L’homme heureux ne peut pas se contenter d’accroître en lui les désirs et les plaisirs matériels, puisque tout passe et qu’il ne peut éviter la mort. Il découvre que la source de sa béatitude est localisée dans la vie éternelle, sinon ce serait vivre d’illusion. Saint Augustin dit justement que “tel est l’invincible empire de la vérité, que l’homme encore aime mieux pleurer avec sa raison, que de rire avec la folie”. La seule vie véritable est la vie bienheureuse, même si la vie des impies sera aussi éternelle, mais sans le partage de cette béatitude qui est, comme le rappellera plus tard saint Thomas d’Aquin, la jouissance de la source du bonheur qu’est Dieu. Toute autre forme de connaissance et de possession ne pourrait que nous laisser sur notre faim.
Seule la contemplation parfaite de Dieu pourra nous combler. Ce sera la pleine réalisation de ce que nous commençons à goûter ici-bas lorsque nos désirs s’appliquent à ce qui est la source du bonheur. Saint Augustin nous encourage à emprunter l’unique voie conduisant à cette béatitude :
Eh bien ! voilà ce que tous veulent, ce que nous voulons tous, la vérité et la vie. Mais par où parvenir à ce vaste domaine, à cette félicité immense ? Les philosophes se sont ouvert des sentiers trompeurs ; les uns disant : C’est par ici, et les autres : Non, mais de ce côté. Hélas ! ils n’ont pas connu la voie, parce que Dieu résiste aux superbes. Nous ne la connaîtrions pas non plus, si elle n’était descendue jusqu’à nous.

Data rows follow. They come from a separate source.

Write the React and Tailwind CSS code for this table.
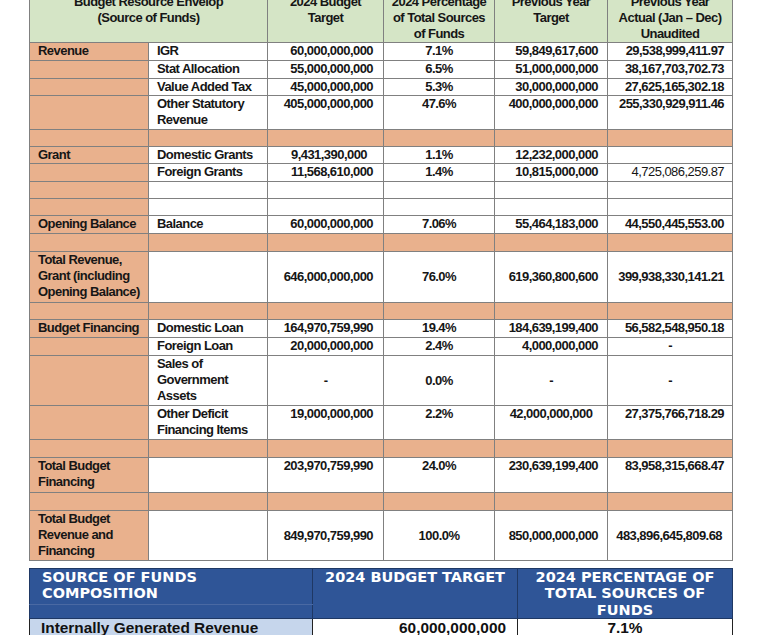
import React from "react";

const ORANGE = "bg-[#e9b18d]";
const cell = "border border-[#808080] p-0 leading-[16px]";

const rows = [
  { h: "h-[18px]", c1: "Revenue", c2: "IGR", c3: "60,000,000,000", c4: "7.1%", c5: "59,849,617,600", c6: "29,538,999,411.97" },
  { h: "h-[18px]", c2: "Stat Allocation", c3: "55,000,000,000", c4: "6.5%", c5: "51,000,000,000", c6: "38,167,703,702.73" },
  { h: "h-[17px]", c2: "Value Added Tax", c3: "45,000,000,000", c4: "5.3%", c5: "30,000,000,000", c6: "27,625,165,302.18" },
  { h: "h-[34px]", c2: "Other Statutory Revenue", c3: "405,000,000,000", c4: "47.6%", c5: "400,000,000,000", c6: "255,330,929,911.46" },
  { sep: true, h: "h-[17px]" },
  { h: "h-[17px]", c1: "Grant", c2: "Domestic Grants", c3: "9,431,390,000", c3x: "pr-[16px]", c4: "1.1%", c5: "12,232,000,000", c6: "" },
  { h: "h-[18px]", c2: "Foreign Grants", c3: "11,568,610,000", c4: "1.4%", c5: "10,815,000,000", c6: "4,725,086,259.87", c6x: "font-normal" },
  { h: "h-[17px]" },
  { h: "h-[17px]" },
  { h: "h-[18px]", c1: "Opening Balance", c2: "Balance", c3: "60,000,000,000", c4: "7.06%", c5: "55,464,183,000", c6: "44,550,445,553.00" },
  { sep: true, h: "h-[18px]" },
  { h: "h-[51px]", mid: true, c1: "Total Revenue, Grant (including Opening Balance)", c3: "646,000,000,000", c4: "76.0%", c5: "619,360,800,600", c6: "399,938,330,141.21" },
  { sep: true, h: "h-[17px]" },
  { h: "h-[18px]", c1: "Budget Financing", c2: "Domestic Loan", c3: "164,970,759,990", c4: "19.4%", c5: "184,639,199,400", c6: "56,582,548,950.18" },
  { h: "h-[18px]", c2: "Foreign Loan", c3: "20,000,000,000", c3x: "pr-[3px]", c4: "2.4%", c5: "4,000,000,000", c6: "-", c6x: "!text-center !pr-0" },
  { h: "h-[50px]", mid: true, c2: "Sales of Government Assets", c3: "-", c3x: "!text-center !pr-0", c4: "0.0%", c5: "-", c5x: "!text-center !pr-0", c6: "-", c6x: "!text-center !pr-0" },
  { h: "h-[34px]", c2: "Other Deficit Financing Items", c3: "19,000,000,000", c4: "2.2%", c5: "42,000,000,000", c5x: "!text-center !pr-0", c6: "27,375,766,718.29" },
  { sep: true, h: "h-[18px]" },
  { h: "h-[35px]", c1: "Total Budget Financing", c3: "203,970,759,990", c4: "24.0%", c5: "230,639,199,400", c6: "83,958,315,668.47" },
  { sep: true, h: "h-[18px]" },
  { h: "h-[50px]", mid: true, c1: "Total Budget Revenue and Financing", c3: "849,970,759,990", c4: "100.0%", c5: "850,000,000,000", c6: "483,896,645,809.68", c6x: "pr-[10px]" },
];

function EnvelopeTable() {
  return (
    <table
      className="table-fixed border-collapse -mt-[7px] ml-[29px] w-[703px] text-[13px] tracking-[-0.55px] font-bold text-[#161616]"
      style={{ fontFamily: '"Liberation Sans", Arial, sans-serif' }}
    >
      <colgroup>
        <col className="w-[119px]" />
        <col className="w-[119px]" />
        <col className="w-[116px]" />
        <col className="w-[111px]" />
        <col className="w-[113px]" />
        <col className="w-[125px]" />
      </colgroup>
      <thead>
        <tr className="h-[48px] bg-[#d5e5c6]">
          <th colSpan={2} className={`${cell} align-top text-center font-bold whitespace-nowrap`}>
            Budget Resource Envelop
            <br />
            (Source of Funds)
          </th>
          <th className={`${cell} align-top text-center font-bold whitespace-nowrap`}>
            2024 Budget
            <br />
            Target
          </th>
          <th className={`${cell} align-top text-center font-bold whitespace-nowrap`}>
            2024 Percentage
            <br />
            of Total Sources
            <br />
            of Funds
          </th>
          <th className={`${cell} align-top text-center font-bold whitespace-nowrap`}>
            Previous Year
            <br />
            Target
          </th>
          <th className={`${cell} align-top text-center font-bold whitespace-nowrap`}>
            Previous Year
            <br />
            Actual (Jan – Dec)
            <br />
            Unaudited
          </th>
        </tr>
      </thead>
      <tbody>
        {rows.map((r, i) => {
          if (r.sep) {
            return (
              <tr key={i} className={`${r.h} ${ORANGE}`}>
                <td className={cell}></td>
                <td className={cell}></td>
                <td className={cell}></td>
                <td className={cell}></td>
                <td className={cell}></td>
                <td className={cell}></td>
              </tr>
            );
          }
          const va = r.mid ? "align-middle" : "align-top";
          return (
            <tr key={i} className={r.h}>
              <td className={`${cell} align-top ${ORANGE} pl-2 text-left`}>{r.c1}</td>
              <td className={`${cell} align-top bg-white pl-2 text-left`}>{r.c2}</td>
              <td className={`${cell} ${va} bg-white text-right pr-[10px] whitespace-nowrap ${r.c3x || ""}`}>{r.c3}</td>
              <td className={`${cell} ${va} bg-white text-center`}>{r.c4}</td>
              <td className={`${cell} ${va} bg-white text-right pr-[9px] whitespace-nowrap ${r.c5x || ""}`}>{r.c5}</td>
              <td className={`${cell} ${va} bg-white text-right pr-[8px] whitespace-nowrap ${r.c6x || ""}`}>{r.c6}</td>
            </tr>
          );
        })}
      </tbody>
    </table>
  );
}

function CompositionTable() {
  const head = "border border-[#1f3864] p-0 align-top text-white font-bold bg-[#2f5597]";
  return (
    <table className="table-fixed border-collapse mt-[7px] ml-[29px] w-[703px]">
      <colgroup>
        <col className="w-[283px]" />
        <col className="w-[205px]" />
        <col className="w-[215px]" />
      </colgroup>
      <thead className="text-[14.5px] leading-[16.3px]" style={{ fontFamily: '"DejaVu Sans", sans-serif' }}>
        <tr className="h-[36px]">
          <th className={`${head} text-left pl-3 border-b-[#4a69a3] whitespace-nowrap`}>
            SOURCE OF FUNDS
            <br />
            COMPOSITION
          </th>
          <th rowSpan={2} className={`${head} text-center whitespace-nowrap`}>
            2024 BUDGET TARGET
          </th>
          <th rowSpan={2} className={`${head} text-center whitespace-nowrap`}>
            2024 PERCENTAGE OF
            <br />
            TOTAL SOURCES OF
            <br />
            FUNDS
          </th>
        </tr>
        <tr className="h-[14px]">
          <th className={`${head} border-t-[#4a69a3]`}></th>
        </tr>
      </thead>
      <tbody className="text-[15.4px] font-bold text-[#111]" style={{ fontFamily: '"Liberation Sans", Arial, sans-serif' }}>
        <tr className="h-[24px]">
          <td className="border border-[#222] bg-[#c6d6ec] pl-[11px] align-top leading-[18px]">Internally Generated Revenue</td>
          <td className="border border-[#222] bg-white text-right pr-[11px] align-top leading-[18px]">60,000,000,000</td>
          <td className="border border-[#222] bg-white text-center align-top leading-[18px]">7.1%</td>
        </tr>
      </tbody>
    </table>
  );
}

export default function App() {
  return (
    <div className="h-[635px] w-[770px] overflow-hidden bg-white">
      <EnvelopeTable />
      <CompositionTable />
    </div>
  );
}
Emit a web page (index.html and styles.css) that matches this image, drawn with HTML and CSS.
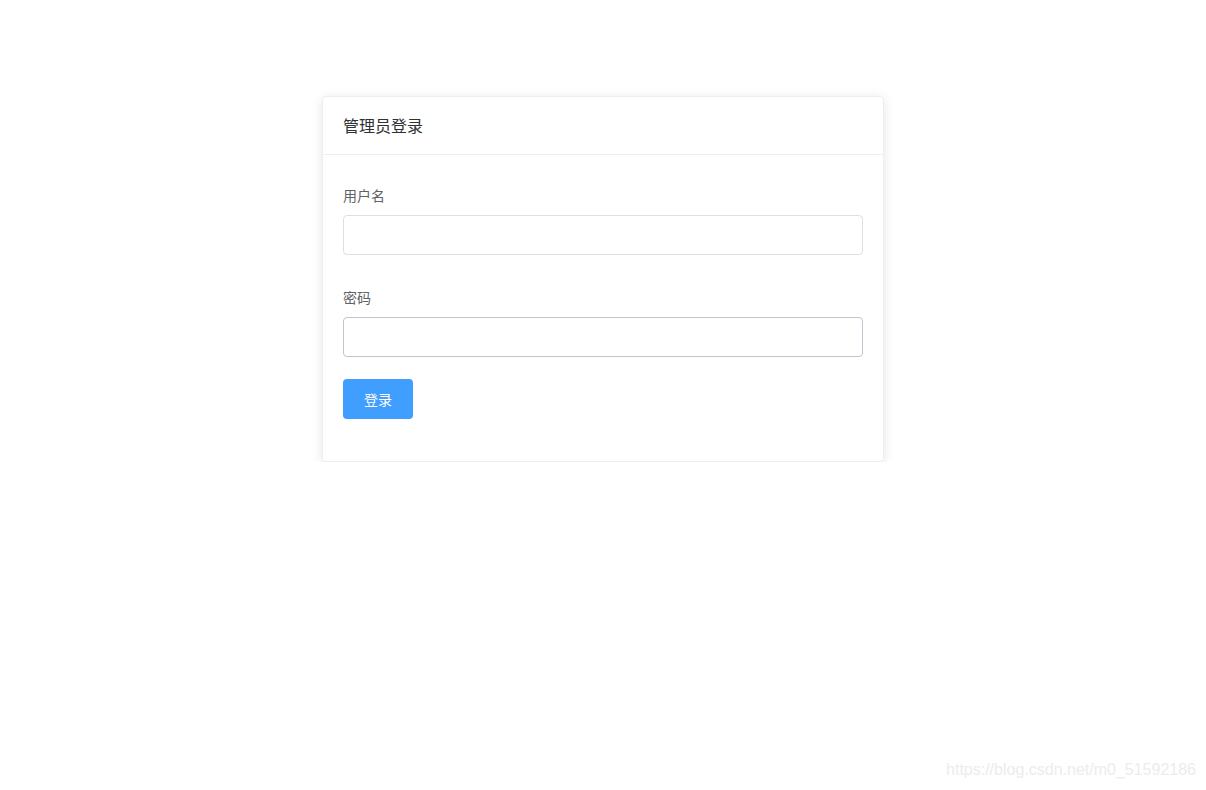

Les traces de la vie éternelle
Lorsque viennent, avec l’été, des jours plus doux, un temps parfois de repos, des plaisirs simples et heureux, il est bon de remonter le courant de toutes ces choses qui réconfortent le cœur et le plongent dans la joie, afin de découvrir la source et de ne pas se contenter de consolations sensibles. Les traces furtives qui annoncent la vie éternelle dès cette existence ne pourront alors que se multiplier. Voilà pourquoi les saints vivent déjà de béatitude, pendant que nous demeurons à la traîne. Le bonheur ne s’obtient pas par la consommation, la revendication, mais en tendant chaque jour son intelligence, sa volonté et son âme vers les biens qui viennent de Dieu, source unique du bonheur auquel nous aspirons.